Thursday, June 24, 2010

Process Note: Something about the Pace

Whatever success I might have as a teacher is based almost entirely on repeating little bits of wisdom I've heard from other writers. On the question of pacing, I use my former teacher Jim Shepard's advice: we must make sure not to let any more than, say, two manuscript pages go by without letting something happen. Something like advancing the plot or revealing character.  This is the pace the reader demands.

There is nothing like serialization to bring this premise into shocking focus. As I chop this story into 3-minute, 500 word increments--which by the way translates almost exactly to two manuscript pages--I've got to make sure each week that something happens. Sounds ridiculously simple, but isn't that just how it goes with the best ideas.

But what do I mean by "something?" Luckily for me, "something" is generously vague. Wide open for interpretation.

Yet I also found myself recently repeating to a student a bit of wisdom I picked up who knows where: beware of the word "something." For example: In that moment, she felt something like loyalty for him. I've written countless awful sentences like this, in which a character feels "something like" an emotion, as if such vague nonsense made my sentences more oblique and therefore more literary.  But this won't do. We're writers; we trade in the specific.  If it's "something like" loyalty my character is feeling, it's not exactly loyalty, is it? If it's something else, then what is it, precisely? It's our job to know, and to describe it.

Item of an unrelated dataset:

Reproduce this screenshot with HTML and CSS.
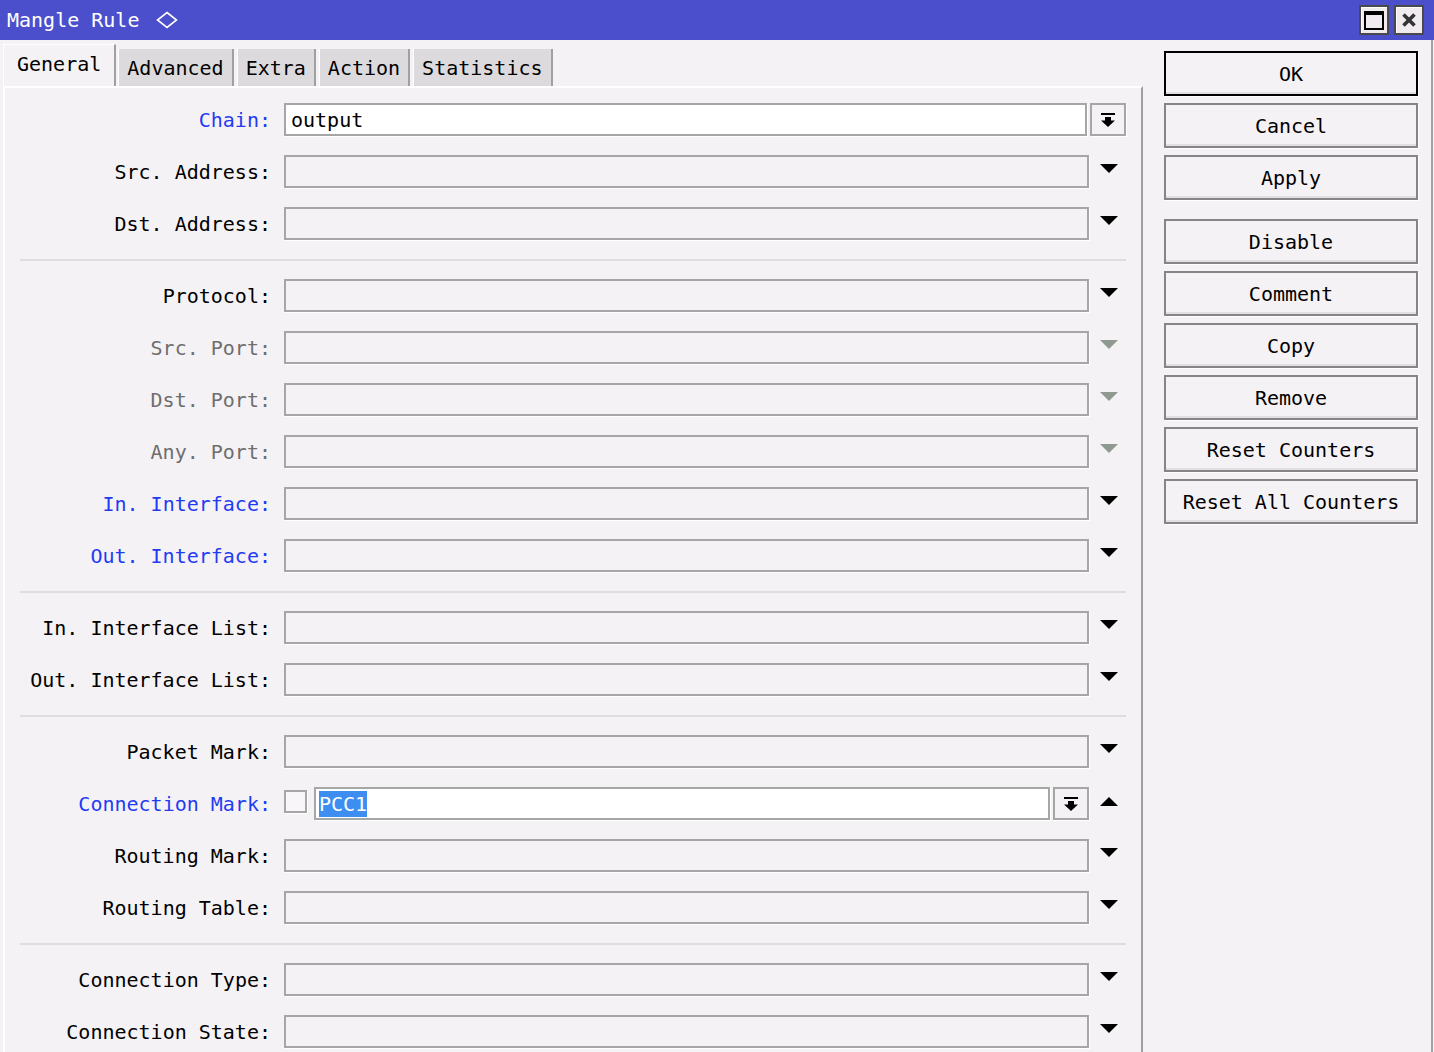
FILE: index.html
```html
<!DOCTYPE html>
<html>
<head>
<meta charset="utf-8">
<title>Mangle Rule</title>
<link rel="stylesheet" href="styles.css">
</head>
<body>
<div class="titlebar">
  <div class="title">Mangle Rule <svg class="mark" width="22" height="18" viewBox="0 0 22 18"><path d="M11 1.5L20.5 9L11 16.5L1.5 9Z" fill="none" stroke="#fff" stroke-width="1.6"/></svg></div>
  <div class="winbtns">
    <div class="wbtn"><span class="maxicon"></span></div>
    <div class="wbtn">
      <svg width="14" height="14" viewBox="0 0 14 14"><path d="M1.5 1.5L12.5 12.5M12.5 1.5L1.5 12.5" stroke="#333" stroke-width="3.6" fill="none"/></svg>
    </div>
  </div>
</div>
<div class="window">
  <div class="left">
    <div class="tabs">
      <div class="tab active">General</div>
      <div class="tab first">Advanced</div>
      <div class="tab">Extra</div>
      <div class="tab">Action</div>
      <div class="tab">Statistics</div>
    </div>
    <div class="panel">
      <div class="row">
        <div class="label blue">Chain:</div>
        <div class="combo">
          <div class="field white">output</div>
          <div class="dbtn"><svg width="14" height="14" viewBox="0 0 14 14"><rect x="0" y="0" width="14" height="2"/><rect x="4" y="4" width="6" height="4"/><path d="M0 7.5H14L7 14Z"/></svg></div>
        </div>
      </div>
      <div class="row">
        <div class="label">Src. Address:</div>
        <div class="field"></div>
        <div class="arrow"><svg width="18" height="9" viewBox="0 0 18 9"><path d="M0 0H18L9 9Z"/></svg></div>
      </div>
      <div class="row">
        <div class="label">Dst. Address:</div>
        <div class="field"></div>
        <div class="arrow"><svg width="18" height="9" viewBox="0 0 18 9"><path d="M0 0H18L9 9Z"/></svg></div>
      </div>
      <div class="sep"></div>
      <div class="row">
        <div class="label">Protocol:</div>
        <div class="field"></div>
        <div class="arrow"><svg width="18" height="9" viewBox="0 0 18 9"><path d="M0 0H18L9 9Z"/></svg></div>
      </div>
      <div class="row">
        <div class="label gray">Src. Port:</div>
        <div class="field"></div>
        <div class="arrow dis"><svg width="18" height="9" viewBox="0 0 18 9"><path d="M0 0H18L9 9Z"/></svg></div>
      </div>
      <div class="row">
        <div class="label gray">Dst. Port:</div>
        <div class="field"></div>
        <div class="arrow dis"><svg width="18" height="9" viewBox="0 0 18 9"><path d="M0 0H18L9 9Z"/></svg></div>
      </div>
      <div class="row">
        <div class="label gray">Any. Port:</div>
        <div class="field"></div>
        <div class="arrow dis"><svg width="18" height="9" viewBox="0 0 18 9"><path d="M0 0H18L9 9Z"/></svg></div>
      </div>
      <div class="row">
        <div class="label blue">In. Interface:</div>
        <div class="field"></div>
        <div class="arrow"><svg width="18" height="9" viewBox="0 0 18 9"><path d="M0 0H18L9 9Z"/></svg></div>
      </div>
      <div class="row">
        <div class="label blue">Out. Interface:</div>
        <div class="field"></div>
        <div class="arrow"><svg width="18" height="9" viewBox="0 0 18 9"><path d="M0 0H18L9 9Z"/></svg></div>
      </div>
      <div class="sep"></div>
      <div class="row">
        <div class="label">In. Interface List:</div>
        <div class="field"></div>
        <div class="arrow"><svg width="18" height="9" viewBox="0 0 18 9"><path d="M0 0H18L9 9Z"/></svg></div>
      </div>
      <div class="row">
        <div class="label">Out. Interface List:</div>
        <div class="field"></div>
        <div class="arrow"><svg width="18" height="9" viewBox="0 0 18 9"><path d="M0 0H18L9 9Z"/></svg></div>
      </div>
      <div class="sep"></div>
      <div class="row">
        <div class="label">Packet Mark:</div>
        <div class="field"></div>
        <div class="arrow"><svg width="18" height="9" viewBox="0 0 18 9"><path d="M0 0H18L9 9Z"/></svg></div>
      </div>
      <div class="row">
        <div class="label blue">Connection Mark:</div>
        <div class="cm">
          <div class="check"></div>
          <div class="field white pad3"><span class="sel">PCC1</span></div>
          <div class="dbtn"><svg width="14" height="14" viewBox="0 0 14 14"><rect x="0" y="0" width="14" height="2"/><rect x="4" y="4" width="6" height="4"/><path d="M0 7.5H14L7 14Z"/></svg></div>
        </div>
        <div class="arrow up"><svg width="18" height="9" viewBox="0 0 18 9"><path d="M0 9H18L9 0Z"/></svg></div>
      </div>
      <div class="row">
        <div class="label">Routing Mark:</div>
        <div class="field"></div>
        <div class="arrow"><svg width="18" height="9" viewBox="0 0 18 9"><path d="M0 0H18L9 9Z"/></svg></div>
      </div>
      <div class="row">
        <div class="label">Routing Table:</div>
        <div class="field"></div>
        <div class="arrow"><svg width="18" height="9" viewBox="0 0 18 9"><path d="M0 0H18L9 9Z"/></svg></div>
      </div>
      <div class="sep"></div>
      <div class="row">
        <div class="label">Connection Type:</div>
        <div class="field"></div>
        <div class="arrow"><svg width="18" height="9" viewBox="0 0 18 9"><path d="M0 0H18L9 9Z"/></svg></div>
      </div>
      <div class="row">
        <div class="label">Connection State:</div>
        <div class="field"></div>
        <div class="arrow"><svg width="18" height="9" viewBox="0 0 18 9"><path d="M0 0H18L9 9Z"/></svg></div>
      </div>
    </div>
  </div>
  <div class="actions">
    <div class="btn default">OK</div>
    <div class="btn">Cancel</div>
    <div class="btn">Apply</div>
    <div class="btn spaced">Disable</div>
    <div class="btn">Comment</div>
    <div class="btn">Copy</div>
    <div class="btn">Remove</div>
    <div class="btn">Reset Counters</div>
    <div class="btn">Reset All Counters</div>
  </div>
</div>
</body>
</html>
```

FILE: styles.css
```css
* { box-sizing: border-box; }
html, body { margin: 0; padding: 0; overflow: hidden; }
body {
  width: 1434px;
  height: 1052px;
  background: #f5f2f5;
  font-family: "DejaVu Sans Mono", "Liberation Mono", monospace;
  font-size: 20px;
  color: #000;
}

.titlebar {
  height: 40px;
  background: #4b4fcc;
  display: flex;
  align-items: center;
  justify-content: space-between;
  padding: 0 10px 0 7px;
  color: #fff;
}
.title { white-space: pre; display: flex; align-items: center; }
.title .mark { margin-left: 4px; }
.winbtns { display: flex; gap: 5px; }
.wbtn {
  width: 30px;
  height: 30px;
  border: 2px solid #4a4a4a;
  background: #efebef;
  box-shadow: inset 1px 1px 0 #fff;
  display: flex;
  align-items: center;
  justify-content: center;
}
.maxicon {
  width: 20px;
  height: 19px;
  border: 2px solid #000;
  border-top-width: 4px;
}

.window {
  display: flex;
  width: 1433px;
  height: 1012px;
  border-right: 2px solid #a2a2a2;
  overflow: hidden;
}
.left {
  width: 1143px;
  padding: 4px 0 0 3px;
  display: flex;
  flex-direction: column;
  flex-shrink: 0;
}
.tabs {
  display: flex;
  align-items: flex-end;
  height: 42px;
}
.tab {
  display: flex;
  align-items: center;
  height: 37px;
  padding: 0 8px;
  margin-left: 3px;
  background: #dddadd;
  border-left: 1px solid #fff;
  border-right: 2px solid #a0a0a0;
  white-space: pre;
}
.tab.first { margin-left: 2px; }
.tab.active {
  height: 42px;
  margin-left: 0;
  padding: 0 13px 4px;
  background: #f5f2f5;
  border-top: 1px solid #fff;
}
.panel {
  flex: 1;
  border-top: 2px solid #fff;
  border-left: 2px solid #fff;
  border-right: 2px solid #a0a0a0;
  padding-top: 15px;
  overflow: hidden;
}
.row {
  display: grid;
  grid-template-columns: 279px 805px 37px;
  align-items: start;
  height: 52px;
}
.label {
  height: 33px;
  display: flex;
  align-items: center;
  justify-content: flex-end;
  padding-right: 13px;
  white-space: pre;
}
.label.blue { color: #1f3cf2; }
.label.gray { color: #6e6e6e; }
.field {
  height: 33px;
  border: 2px solid #a6a6a6;
  background: #f5f2f5;
  box-shadow: 1px 1px 0 #fff;
  display: flex;
  align-items: center;
  padding-left: 5px;
  white-space: pre;
}
.field.white { background: #fff; }
.field.pad3 { padding-left: 3px; }
.combo {
  grid-column: 2 / 4;
  display: flex;
  gap: 3px;
}
.combo .field { flex: 1; }
.dbtn {
  width: 36px;
  height: 33px;
  flex-shrink: 0;
  border: 2px solid #a6a6a6;
  background: #f5f2f5;
  box-shadow: 1px 1px 0 #fff;
  display: flex;
  align-items: center;
  justify-content: center;
}
.cm {
  display: flex;
  gap: 3px;
}
.cm .field { flex: 1; }
.check {
  width: 23px;
  height: 23px;
  margin: 3px 4px 0 0;
  flex-shrink: 0;
  border: 2px solid #a6a6a6;
  background: #f8f6f8;
  box-shadow: 1px 1px 0 #fff;
}
.sel {
  background: #3d8ef0;
  color: #fff;
  line-height: 26px;
}
.arrow {
  padding: 9px 0 0 11px;
  display: flex;
}
.arrow svg { fill: #000; }
.arrow.dis svg { fill: #8f998f; }
.arrow.up { padding-top: 10px; }
.sep {
  height: 2px;
  width: 1106px;
  background: #dedcde;
  margin: 0 0 18px 15px;
}

.actions {
  margin-left: 21px;
  width: 254px;
  flex-shrink: 0;
  padding-top: 11px;
  display: flex;
  flex-direction: column;
  gap: 7px;
}
.btn {
  height: 45px;
  border: 2px solid #858585;
  background: #f5f2f5;
  box-shadow: inset 0 -2px 0 #e2dfe2, 1px 1px 0 #fff;
  display: flex;
  align-items: center;
  justify-content: center;
  white-space: pre;
}
.btn.default { border-color: #000; }
.btn.spaced { margin-top: 12px; }
```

So, what do I mean by "something?" Plotwise, that's easy: a character acts, or an external force imposes itself, or someone makes a decision. Character development wise, "something" is also fairly clear: we might learn about a fear, or a desire, or a habit, or a memory. But what about description? Is description "something?" Can I spend two pages in rumination about the ugliness of Speedway Boulevard, or the ways in which Tucson fails to be an interesting city? I'm deciding that yes, I can...because that description comes through a close narrative stance and is filtered, heavily, in this case, through the character's desires. And with an attitude that illustrates her bitterness and disappointment. Description reveals character. That's the idea, at least.

But will I be able to keep this up? It's a lot of something. I welcome all ideas on the definition of something, not to mention how to make it happen every three minutes.